---- Exercise data

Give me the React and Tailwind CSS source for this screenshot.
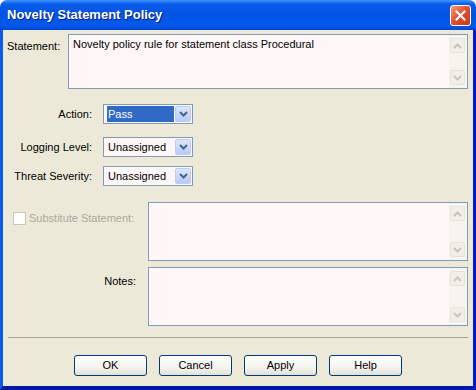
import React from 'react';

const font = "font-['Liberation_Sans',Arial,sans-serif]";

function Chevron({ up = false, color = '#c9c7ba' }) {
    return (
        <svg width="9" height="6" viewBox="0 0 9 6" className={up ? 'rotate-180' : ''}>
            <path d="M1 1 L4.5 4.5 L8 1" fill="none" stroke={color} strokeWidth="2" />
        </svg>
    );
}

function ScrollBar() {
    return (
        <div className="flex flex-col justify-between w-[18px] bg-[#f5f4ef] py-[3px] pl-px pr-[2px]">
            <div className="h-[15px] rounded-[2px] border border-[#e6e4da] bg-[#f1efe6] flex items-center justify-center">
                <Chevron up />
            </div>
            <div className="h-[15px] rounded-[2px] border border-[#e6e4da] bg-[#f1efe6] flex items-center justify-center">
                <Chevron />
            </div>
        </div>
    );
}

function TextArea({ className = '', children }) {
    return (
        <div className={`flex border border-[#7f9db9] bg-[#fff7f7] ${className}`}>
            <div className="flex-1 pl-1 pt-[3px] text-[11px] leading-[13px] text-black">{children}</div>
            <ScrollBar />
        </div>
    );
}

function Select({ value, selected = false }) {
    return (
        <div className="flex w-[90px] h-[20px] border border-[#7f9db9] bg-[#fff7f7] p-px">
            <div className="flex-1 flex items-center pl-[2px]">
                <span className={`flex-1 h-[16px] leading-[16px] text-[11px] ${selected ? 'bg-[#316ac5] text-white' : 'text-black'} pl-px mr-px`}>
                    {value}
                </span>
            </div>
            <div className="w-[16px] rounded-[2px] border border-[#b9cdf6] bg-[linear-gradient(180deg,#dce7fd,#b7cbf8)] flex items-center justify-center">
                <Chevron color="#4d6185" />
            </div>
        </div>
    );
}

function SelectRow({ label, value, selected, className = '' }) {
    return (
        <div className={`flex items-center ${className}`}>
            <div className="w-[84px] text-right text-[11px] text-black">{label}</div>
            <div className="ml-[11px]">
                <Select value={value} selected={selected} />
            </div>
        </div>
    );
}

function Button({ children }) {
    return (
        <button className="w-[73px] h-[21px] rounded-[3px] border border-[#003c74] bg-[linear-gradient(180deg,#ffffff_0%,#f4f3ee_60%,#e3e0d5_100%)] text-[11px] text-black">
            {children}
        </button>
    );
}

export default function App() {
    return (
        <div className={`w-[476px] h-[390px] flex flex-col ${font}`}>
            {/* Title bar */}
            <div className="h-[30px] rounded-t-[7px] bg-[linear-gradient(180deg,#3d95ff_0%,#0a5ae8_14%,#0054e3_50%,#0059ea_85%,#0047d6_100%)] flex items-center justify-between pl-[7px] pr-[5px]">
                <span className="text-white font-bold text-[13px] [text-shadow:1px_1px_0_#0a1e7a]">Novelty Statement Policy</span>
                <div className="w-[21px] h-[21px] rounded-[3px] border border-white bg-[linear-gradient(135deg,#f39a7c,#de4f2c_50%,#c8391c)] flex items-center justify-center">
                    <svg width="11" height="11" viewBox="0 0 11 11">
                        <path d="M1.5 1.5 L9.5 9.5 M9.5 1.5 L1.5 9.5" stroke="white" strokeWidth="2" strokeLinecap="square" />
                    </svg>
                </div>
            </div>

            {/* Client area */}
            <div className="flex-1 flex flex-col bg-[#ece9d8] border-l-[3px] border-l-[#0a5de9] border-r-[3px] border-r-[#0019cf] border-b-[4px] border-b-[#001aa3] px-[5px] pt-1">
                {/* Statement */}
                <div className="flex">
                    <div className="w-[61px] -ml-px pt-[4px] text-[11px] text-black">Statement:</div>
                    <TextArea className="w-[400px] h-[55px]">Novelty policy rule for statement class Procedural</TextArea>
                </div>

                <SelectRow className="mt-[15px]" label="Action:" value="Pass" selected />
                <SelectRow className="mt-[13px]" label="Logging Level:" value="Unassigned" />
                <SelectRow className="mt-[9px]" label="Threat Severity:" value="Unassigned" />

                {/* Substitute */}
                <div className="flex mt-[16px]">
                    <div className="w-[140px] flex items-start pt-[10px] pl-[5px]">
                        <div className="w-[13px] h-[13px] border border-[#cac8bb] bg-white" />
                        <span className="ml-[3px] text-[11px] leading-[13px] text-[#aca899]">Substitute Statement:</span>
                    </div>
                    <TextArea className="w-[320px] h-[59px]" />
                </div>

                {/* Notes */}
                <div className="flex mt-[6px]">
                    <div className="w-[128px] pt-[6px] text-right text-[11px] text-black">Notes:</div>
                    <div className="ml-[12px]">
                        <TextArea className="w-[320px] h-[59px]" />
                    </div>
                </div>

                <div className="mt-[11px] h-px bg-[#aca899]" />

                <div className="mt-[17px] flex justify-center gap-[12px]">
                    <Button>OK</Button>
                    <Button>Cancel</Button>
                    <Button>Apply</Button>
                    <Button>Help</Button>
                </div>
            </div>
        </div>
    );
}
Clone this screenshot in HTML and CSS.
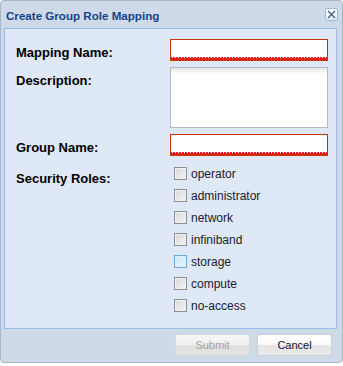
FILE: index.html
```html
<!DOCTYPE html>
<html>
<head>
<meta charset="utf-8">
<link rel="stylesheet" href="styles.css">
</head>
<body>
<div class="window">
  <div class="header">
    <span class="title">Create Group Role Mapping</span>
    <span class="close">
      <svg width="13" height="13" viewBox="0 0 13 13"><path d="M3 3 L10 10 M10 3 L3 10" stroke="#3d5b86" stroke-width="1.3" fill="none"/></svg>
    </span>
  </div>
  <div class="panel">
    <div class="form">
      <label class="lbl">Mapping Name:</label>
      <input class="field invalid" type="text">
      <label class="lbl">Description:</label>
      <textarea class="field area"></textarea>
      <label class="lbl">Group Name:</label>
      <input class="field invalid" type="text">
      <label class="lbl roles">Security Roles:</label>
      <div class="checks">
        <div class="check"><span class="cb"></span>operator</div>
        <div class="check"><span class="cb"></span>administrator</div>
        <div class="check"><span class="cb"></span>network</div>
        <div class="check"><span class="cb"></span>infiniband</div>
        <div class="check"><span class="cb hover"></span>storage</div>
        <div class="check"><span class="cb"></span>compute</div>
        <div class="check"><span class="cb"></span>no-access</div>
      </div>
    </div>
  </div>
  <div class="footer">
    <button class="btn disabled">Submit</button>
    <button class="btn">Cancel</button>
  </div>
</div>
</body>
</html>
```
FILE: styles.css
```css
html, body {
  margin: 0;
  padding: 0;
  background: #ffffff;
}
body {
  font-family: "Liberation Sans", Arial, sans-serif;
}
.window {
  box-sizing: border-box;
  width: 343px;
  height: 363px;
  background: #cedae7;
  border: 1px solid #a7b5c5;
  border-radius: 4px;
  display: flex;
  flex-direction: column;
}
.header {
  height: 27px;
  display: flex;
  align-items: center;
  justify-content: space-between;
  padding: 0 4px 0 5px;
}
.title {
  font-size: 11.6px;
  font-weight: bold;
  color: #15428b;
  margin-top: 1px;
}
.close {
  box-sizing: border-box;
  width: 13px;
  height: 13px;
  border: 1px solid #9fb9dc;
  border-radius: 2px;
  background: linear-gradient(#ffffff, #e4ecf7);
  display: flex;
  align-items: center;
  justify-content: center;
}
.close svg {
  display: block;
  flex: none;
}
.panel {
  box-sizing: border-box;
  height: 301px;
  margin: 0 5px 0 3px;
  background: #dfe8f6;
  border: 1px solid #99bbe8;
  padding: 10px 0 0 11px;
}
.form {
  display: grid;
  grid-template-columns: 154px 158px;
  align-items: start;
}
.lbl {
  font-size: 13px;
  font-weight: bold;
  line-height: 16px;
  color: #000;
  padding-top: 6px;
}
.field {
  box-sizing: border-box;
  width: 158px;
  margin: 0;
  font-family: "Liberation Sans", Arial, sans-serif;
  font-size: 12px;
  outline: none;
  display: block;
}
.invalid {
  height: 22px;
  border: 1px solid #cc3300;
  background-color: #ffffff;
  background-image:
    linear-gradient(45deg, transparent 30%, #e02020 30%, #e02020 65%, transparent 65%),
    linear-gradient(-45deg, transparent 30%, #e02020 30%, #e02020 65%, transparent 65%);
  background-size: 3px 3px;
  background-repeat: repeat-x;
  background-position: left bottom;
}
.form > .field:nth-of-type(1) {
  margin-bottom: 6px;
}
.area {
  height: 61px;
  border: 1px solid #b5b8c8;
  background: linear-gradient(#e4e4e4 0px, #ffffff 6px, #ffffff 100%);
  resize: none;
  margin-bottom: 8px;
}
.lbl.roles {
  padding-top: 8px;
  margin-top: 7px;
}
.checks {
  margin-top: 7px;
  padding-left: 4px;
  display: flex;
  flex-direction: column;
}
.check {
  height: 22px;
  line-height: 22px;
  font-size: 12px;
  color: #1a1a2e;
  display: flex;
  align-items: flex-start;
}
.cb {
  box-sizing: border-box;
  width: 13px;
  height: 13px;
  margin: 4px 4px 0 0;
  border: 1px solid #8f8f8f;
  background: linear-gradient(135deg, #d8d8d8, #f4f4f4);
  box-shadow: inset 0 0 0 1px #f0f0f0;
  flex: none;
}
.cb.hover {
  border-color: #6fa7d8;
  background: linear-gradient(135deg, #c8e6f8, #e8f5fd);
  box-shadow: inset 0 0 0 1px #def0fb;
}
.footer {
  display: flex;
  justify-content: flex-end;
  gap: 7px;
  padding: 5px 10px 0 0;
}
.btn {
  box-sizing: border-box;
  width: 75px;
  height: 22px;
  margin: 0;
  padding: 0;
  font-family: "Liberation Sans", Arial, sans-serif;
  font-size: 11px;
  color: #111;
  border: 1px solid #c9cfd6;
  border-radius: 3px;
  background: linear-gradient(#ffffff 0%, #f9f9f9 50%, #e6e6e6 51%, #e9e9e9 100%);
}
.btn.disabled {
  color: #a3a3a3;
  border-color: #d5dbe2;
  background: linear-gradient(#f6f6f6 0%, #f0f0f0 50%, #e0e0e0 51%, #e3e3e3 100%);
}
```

--------
---- Exercise data

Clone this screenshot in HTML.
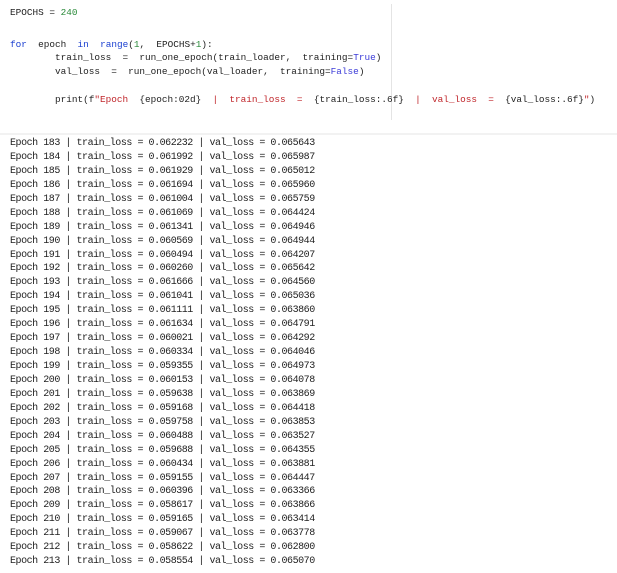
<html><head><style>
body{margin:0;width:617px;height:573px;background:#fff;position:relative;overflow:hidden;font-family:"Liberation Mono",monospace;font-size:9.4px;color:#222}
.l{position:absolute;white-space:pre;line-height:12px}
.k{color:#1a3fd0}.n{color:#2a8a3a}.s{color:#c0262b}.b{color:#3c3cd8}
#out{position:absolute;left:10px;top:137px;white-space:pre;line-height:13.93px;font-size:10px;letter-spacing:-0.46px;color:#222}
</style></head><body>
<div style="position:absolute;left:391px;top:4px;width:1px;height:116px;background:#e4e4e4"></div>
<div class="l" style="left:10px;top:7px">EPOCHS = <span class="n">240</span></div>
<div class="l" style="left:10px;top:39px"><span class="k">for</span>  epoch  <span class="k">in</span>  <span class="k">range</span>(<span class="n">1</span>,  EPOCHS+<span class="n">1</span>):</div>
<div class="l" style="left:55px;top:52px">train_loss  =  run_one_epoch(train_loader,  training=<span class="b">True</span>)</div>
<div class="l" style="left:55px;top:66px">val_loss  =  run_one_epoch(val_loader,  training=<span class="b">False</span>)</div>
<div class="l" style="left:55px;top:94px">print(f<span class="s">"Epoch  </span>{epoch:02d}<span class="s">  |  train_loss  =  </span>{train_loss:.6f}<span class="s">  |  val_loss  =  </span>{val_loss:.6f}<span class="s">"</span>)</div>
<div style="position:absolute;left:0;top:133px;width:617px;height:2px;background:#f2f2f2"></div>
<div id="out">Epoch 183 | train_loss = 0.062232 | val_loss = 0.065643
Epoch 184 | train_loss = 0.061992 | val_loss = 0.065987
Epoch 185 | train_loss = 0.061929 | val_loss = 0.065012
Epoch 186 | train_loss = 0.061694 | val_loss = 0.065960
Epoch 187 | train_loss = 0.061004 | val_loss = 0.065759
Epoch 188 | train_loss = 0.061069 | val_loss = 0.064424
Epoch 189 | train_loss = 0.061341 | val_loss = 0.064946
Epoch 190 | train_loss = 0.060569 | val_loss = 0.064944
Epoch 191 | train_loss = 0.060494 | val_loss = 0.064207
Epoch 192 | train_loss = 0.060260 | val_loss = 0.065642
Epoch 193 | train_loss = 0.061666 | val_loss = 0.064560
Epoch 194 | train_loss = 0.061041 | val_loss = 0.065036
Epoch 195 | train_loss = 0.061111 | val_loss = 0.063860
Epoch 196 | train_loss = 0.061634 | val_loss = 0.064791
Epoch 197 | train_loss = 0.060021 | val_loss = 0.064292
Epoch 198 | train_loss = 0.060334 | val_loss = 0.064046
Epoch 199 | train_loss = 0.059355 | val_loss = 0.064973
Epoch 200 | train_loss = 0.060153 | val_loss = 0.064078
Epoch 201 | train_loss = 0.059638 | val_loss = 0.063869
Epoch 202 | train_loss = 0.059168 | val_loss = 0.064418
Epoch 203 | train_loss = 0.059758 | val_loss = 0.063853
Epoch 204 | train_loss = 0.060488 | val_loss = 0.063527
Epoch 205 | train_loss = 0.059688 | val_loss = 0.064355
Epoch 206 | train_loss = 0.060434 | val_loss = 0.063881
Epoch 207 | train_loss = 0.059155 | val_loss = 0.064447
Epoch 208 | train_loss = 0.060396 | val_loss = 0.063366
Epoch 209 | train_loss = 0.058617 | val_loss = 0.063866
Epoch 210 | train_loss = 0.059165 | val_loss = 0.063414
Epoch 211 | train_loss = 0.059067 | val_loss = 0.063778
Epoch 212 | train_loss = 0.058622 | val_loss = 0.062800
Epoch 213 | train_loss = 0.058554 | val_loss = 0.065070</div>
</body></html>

--------

## Directive
Extract all lines containing the word "this".

## Task solution
Give me the React and Tailwind CSS source for this screenshot.
Clone this screenshot in HTML and CSS.
Clone this screenshot in HTML.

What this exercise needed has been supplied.